If he'd come to a gay rodeo 15 years ago, Perschbacher said, "I'd have been one of those out here mocking these people -- 'damn queer sons of bucks.' But times have changed." He brings his family to the TGRA events, including his 6-year-old daughter, who rode with him in the grand entry.

"I don't believe in men with men and women with women. But I'm sure I'll do some things today that Jim [Gadient] wouldn't agree with," he said. "The last time I looked in that book [the Bible] that sits up on my dashboard and that I kiss every day, it says, 'Thou shalt not judge.'

"If a bunch of straight cowboys from cowboy country can come to a gay rodeo and put it on and have fun, there shouldn't be any wars," he said. "Now some of my dearest friends are gay. I'd go anywhere with Jim here -- well, almost anywhere."

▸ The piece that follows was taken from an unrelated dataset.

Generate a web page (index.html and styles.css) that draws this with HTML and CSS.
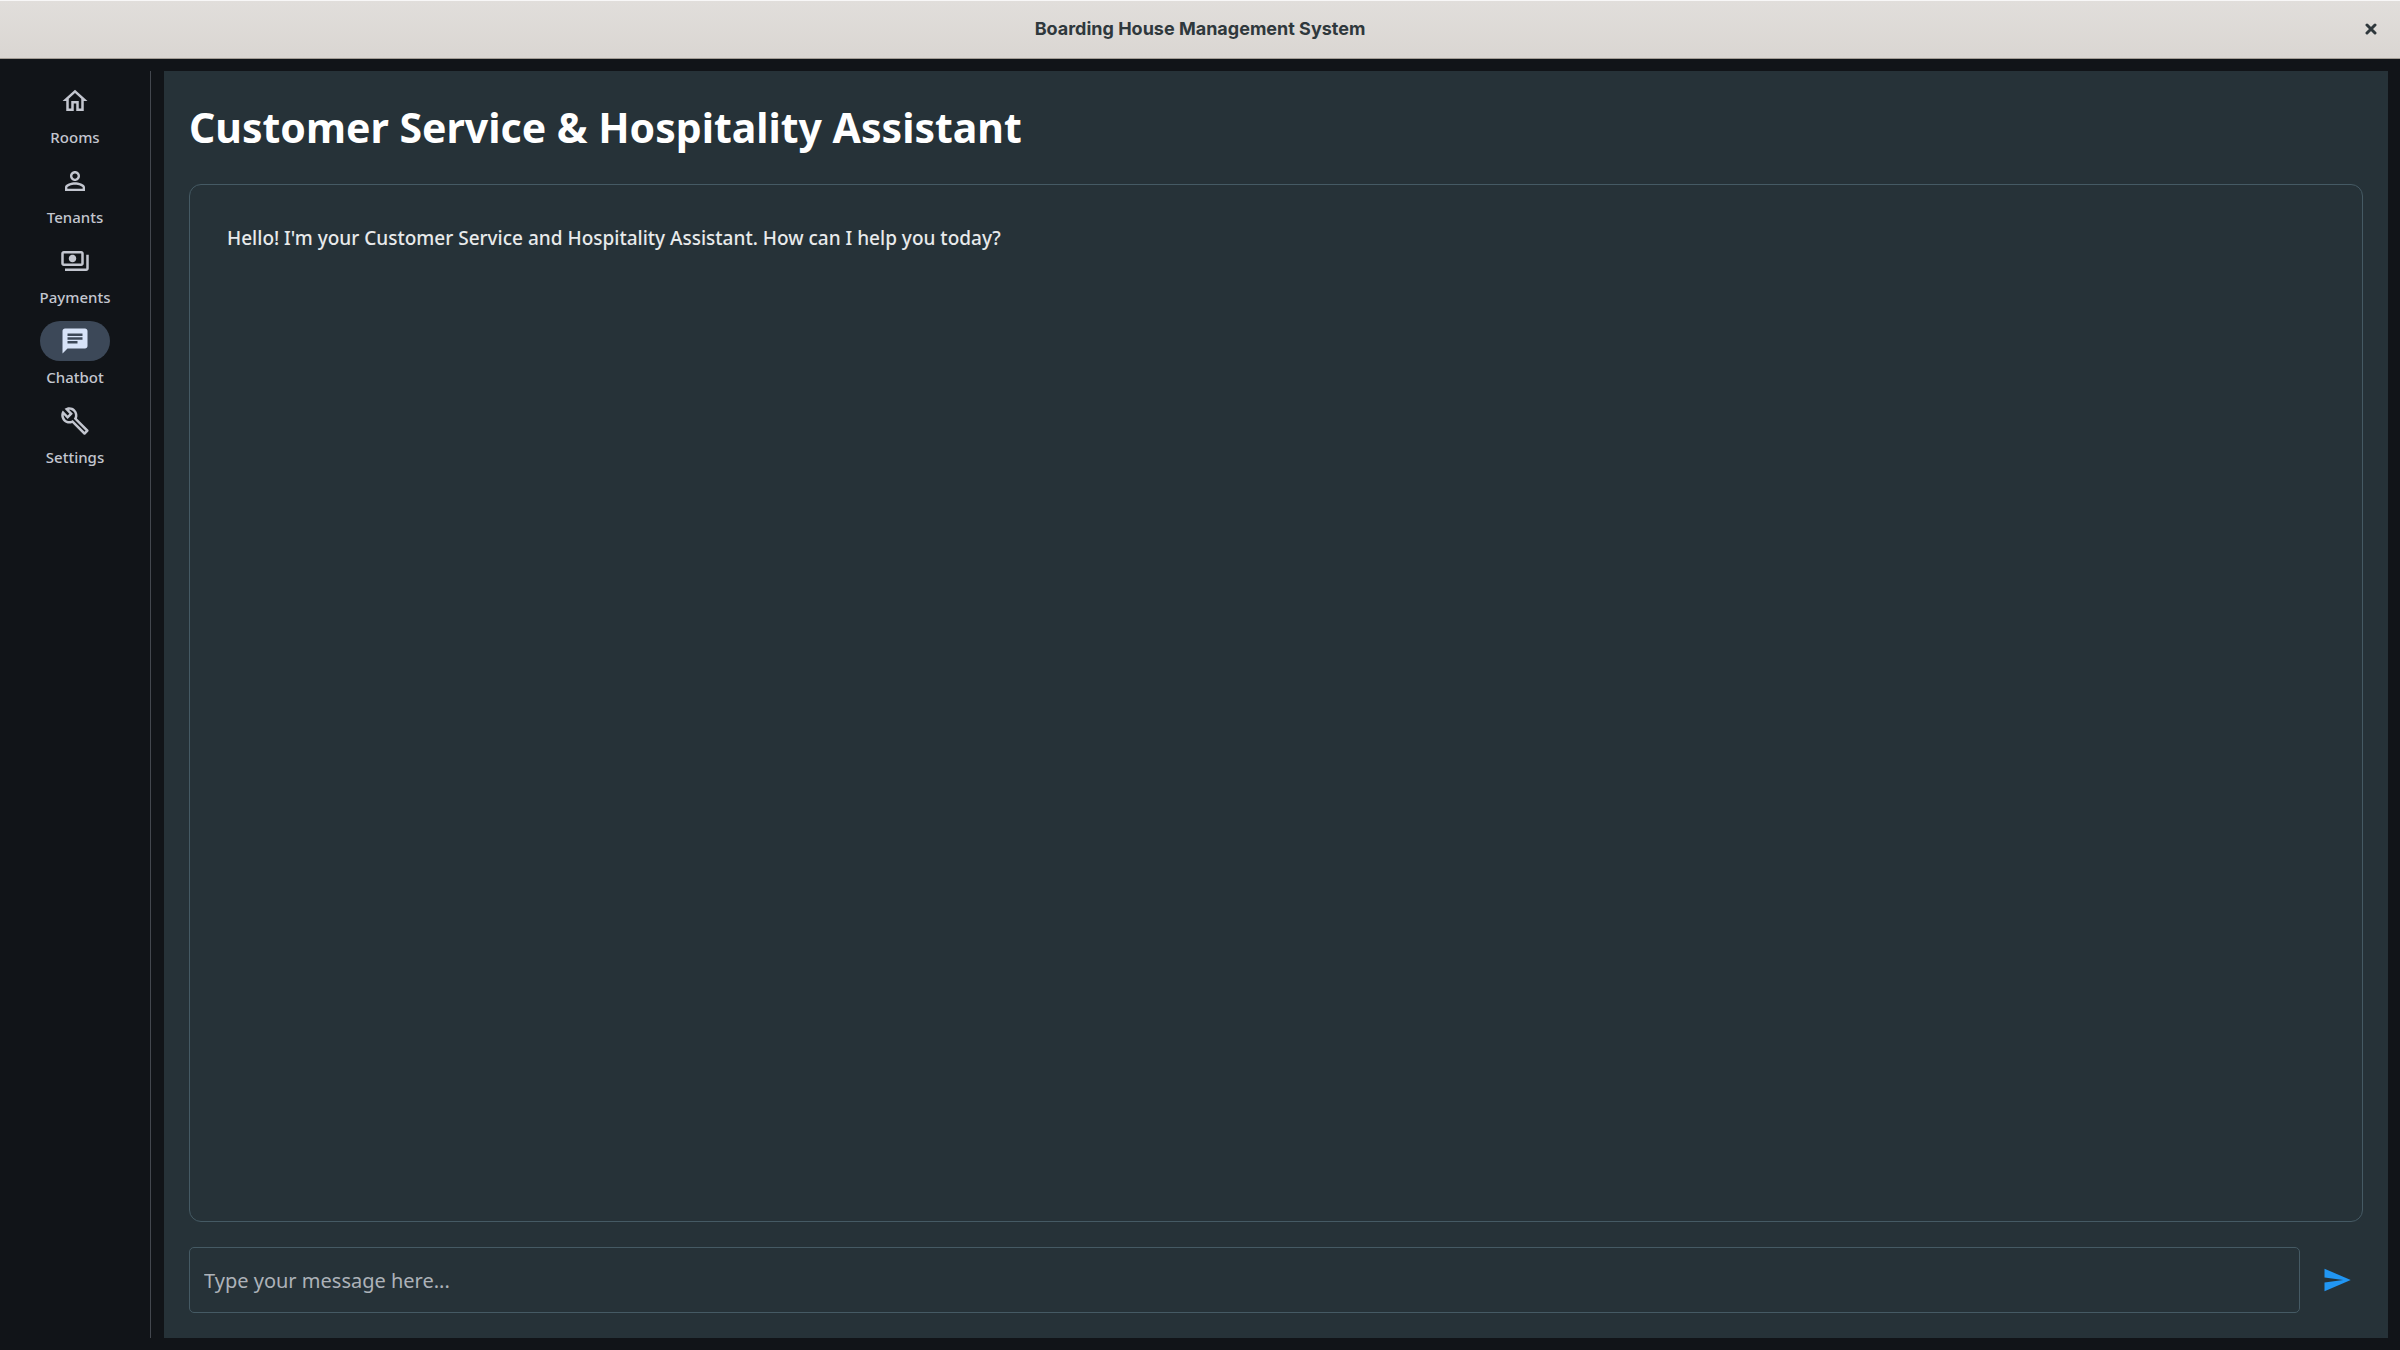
FILE: index.html
```html
<!DOCTYPE html>
<html lang="en">
<head>
<meta charset="utf-8">
<meta name="viewport" content="width=device-width, initial-scale=1">
<title>Boarding House Management System</title>
<link rel="stylesheet" href="styles.css">
</head>
<body>
<header class="titlebar">
  <span class="titlebar-text">Boarding House Management System</span>
  <button class="close" type="button" aria-label="Close">
    <svg viewBox="0 0 12 12" width="12" height="12"><path d="M2 2l8 8M10 2l-8 8" fill="none" stroke="currentColor" stroke-width="3" stroke-linecap="round"/></svg>
  </button>
</header>
<div class="app">
  <nav class="rail">
    <a class="rail-item" href="#rooms">
      <span class="rail-icon"><svg class="icon" viewBox="0 0 24 24"><path d="M12 5.69l5 4.5V18h-2v-6H9v6H7v-7.81l5-4.5M12 3L2 12h3v8h6v-6h2v6h6v-8h3L12 3z"/></svg></span>
      <span>Rooms</span>
    </a>
    <a class="rail-item" href="#tenants">
      <span class="rail-icon"><svg class="icon" viewBox="0 0 24 24"><path d="M12 5.9c1.16 0 2.1.94 2.1 2.1s-.94 2.1-2.1 2.1S9.9 9.16 9.9 8s.94-2.1 2.1-2.1m0 9c2.97 0 6.1 1.46 6.1 2.1v1.1H5.9V17c0-.64 3.13-2.1 6.1-2.1M12 4C9.79 4 8 5.79 8 8s1.79 4 4 4 4-1.79 4-4-1.79-4-4-4zm0 9c-2.67 0-8 1.34-8 4v3h16v-3c0-2.66-5.33-4-8-4z"/></svg></span>
      <span>Tenants</span>
    </a>
    <a class="rail-item" href="#payments">
      <span class="rail-icon"><svg class="icon" viewBox="0 0 24 24"><path d="M19 14V6c0-1.1-.9-2-2-2H3c-1.1 0-2 .9-2 2v8c0 1.1.9 2 2 2h14c1.1 0 2-.9 2-2zm-2 0H3V6h14v8zm-7-7c-1.66 0-3 1.34-3 3s1.34 3 3 3 3-1.34 3-3-1.34-3-3-3zm13 0v11c0 1.1-.9 2-2 2H4v-2h17V7h2z"/></svg></span>
      <span>Payments</span>
    </a>
    <a class="rail-item rail-item-active" href="#chatbot" aria-current="page">
      <span class="rail-icon"><svg class="icon" viewBox="0 0 24 24"><path d="M20 2H4c-1.1 0-1.99.9-1.99 2L2 22l4-4h14c1.1 0 2-.9 2-2V4c0-1.1-.9-2-2-2zM6 9h12v2H6V9zm8 5H6v-2h8v2zm4-6H6V6h12v2z"/></svg></span>
      <span>Chatbot</span>
    </a>
    <a class="rail-item" href="#settings">
      <span class="rail-icon"><svg class="icon" viewBox="0 0 24 24"><path d="M22.61 18.99l-9.08-9.08c.93-2.34.45-5.1-1.44-7C9.79.61 6.21.4 3.66 2.26L7.5 6.11 6.08 7.52 2.25 3.69C.39 6.23.6 9.82 2.9 12.11c1.86 1.86 4.57 2.35 6.89 1.48l9.11 9.11c.39.39 1.02.39 1.41 0l2.3-2.3c.4-.38.4-1.01 0-1.41zm-3 1.6l-9.46-9.46c-.61.45-1.29.72-2 .82-1.36.2-2.79-.21-3.83-1.25C3.37 9.76 2.93 8.5 3 7.26l3.09 3.09 4.24-4.24-3.09-3.09c1.24-.07 2.49.37 3.44 1.31 1.08 1.08 1.49 2.57 1.24 3.96-.12.71-.42 1.37-.88 1.96l9.45 9.45-.88.89z"/></svg></span>
      <span>Settings</span>
    </a>
  </nav>
  <main class="panel">
    <h1 class="heading">Customer Service &amp; Hospitality Assistant</h1>
    <section class="chat">
      <p class="message">Hello! I'm your Customer Service and Hospitality Assistant. How can I help you today?</p>
    </section>
    <form class="composer">
      <input class="composer-input" type="text" aria-label="Message" placeholder="Type your message here...">
      <button class="send" type="button" aria-label="Send">
        <svg class="icon" viewBox="0 0 24 24"><path d="M2.01 21L23 12 2.01 3 2 10l15 2-15 2z"/></svg>
      </button>
    </form>
  </main>
</div>
</body>
</html>
```

FILE: styles.css
```css
* { box-sizing: border-box; }

body {
  margin: 0;
  min-height: 100vh;
  display: flex;
  flex-direction: column;
  background: #111418;
  font-family: "Noto Sans", sans-serif;
}

button {
  padding: 0;
  border: 0;
  background: none;
  display: grid;
  place-items: center;
  cursor: pointer;
}

.icon {
  width: 30px;
  height: 30px;
  display: block;
  fill: currentColor;
}

.titlebar {
  height: 59px;
  padding: 0 12px 2px;
  display: grid;
  grid-template-columns: 1fr auto 1fr;
  align-items: center;
  border-top: 1px solid #f8f7f7;
  border-bottom: 1px solid #a39c95;
  background: linear-gradient(#e1dedb, #dad6d2);
  color: #2f383c;
}

.titlebar-text {
  grid-column: 2;
  font: 700 18px/24px Inter, sans-serif;
}

.close {
  width: 34px;
  height: 34px;
  justify-self: end;
  color: #2f383c;
}

.app {
  flex: 1;
  padding: 12px 12px 12px 0;
  display: flex;
  gap: 13px;
}

.rail {
  width: 151px;
  padding: 10px 0;
  display: flex;
  flex-direction: column;
  gap: 14px;
  border-right: 1px solid #43474e;
}

.rail-item {
  display: flex;
  flex-direction: column;
  align-items: center;
  gap: 6px;
  color: #c3c6cf;
  font-size: 15px;
  font-weight: 500;
  line-height: 20px;
  text-decoration: none;
}

.rail-icon {
  width: 70px;
  height: 40px;
  border-radius: 20px;
  display: grid;
  place-items: center;
}

.rail-item-active .rail-icon {
  background: #3c4858;
  color: #d7e3f8;
}

.panel {
  flex: 1;
  min-width: 0;
  padding: 25px;
  display: flex;
  flex-direction: column;
  gap: 25px;
  background: #263238;
}

.heading {
  margin: 0;
  color: #fff;
  font-size: 41px;
  font-weight: 700;
  line-height: 63px;
}

.chat {
  flex: 1;
  padding: 37px;
  border: 1px solid #455a64;
  border-radius: 12px;
}

.message {
  margin: 0;
  color: #e8eaeb;
  font-size: 19px;
  font-weight: 500;
  line-height: 32px;
}

.composer {
  display: flex;
  align-items: center;
  gap: 11px;
}

.composer-input {
  flex: 1;
  min-width: 0;
  height: 66px;
  padding: 0 14px;
  border: 1px solid #455a64;
  border-radius: 5px;
  background: transparent;
  color: #fff;
  font: 20px/30px "Noto Sans", sans-serif;
}

.composer-input::placeholder {
  color: #adb2b9;
  opacity: 1;
}

.send {
  width: 52px;
  height: 50px;
  color: #2196f3;
}
```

Most other rodeos, he said, are such serious business that "it's like life and death. ... You're worrying minute by minute. Here, the competition's great. But we have fun."

Perschbacher said he has noticed one other difference from straight rodeos -- TGRA participants tend to drive nicer rigs. Gadient embroidered on that. The women drive big pickups, he said, and the men have the little imports. The drags, presumably, go either way.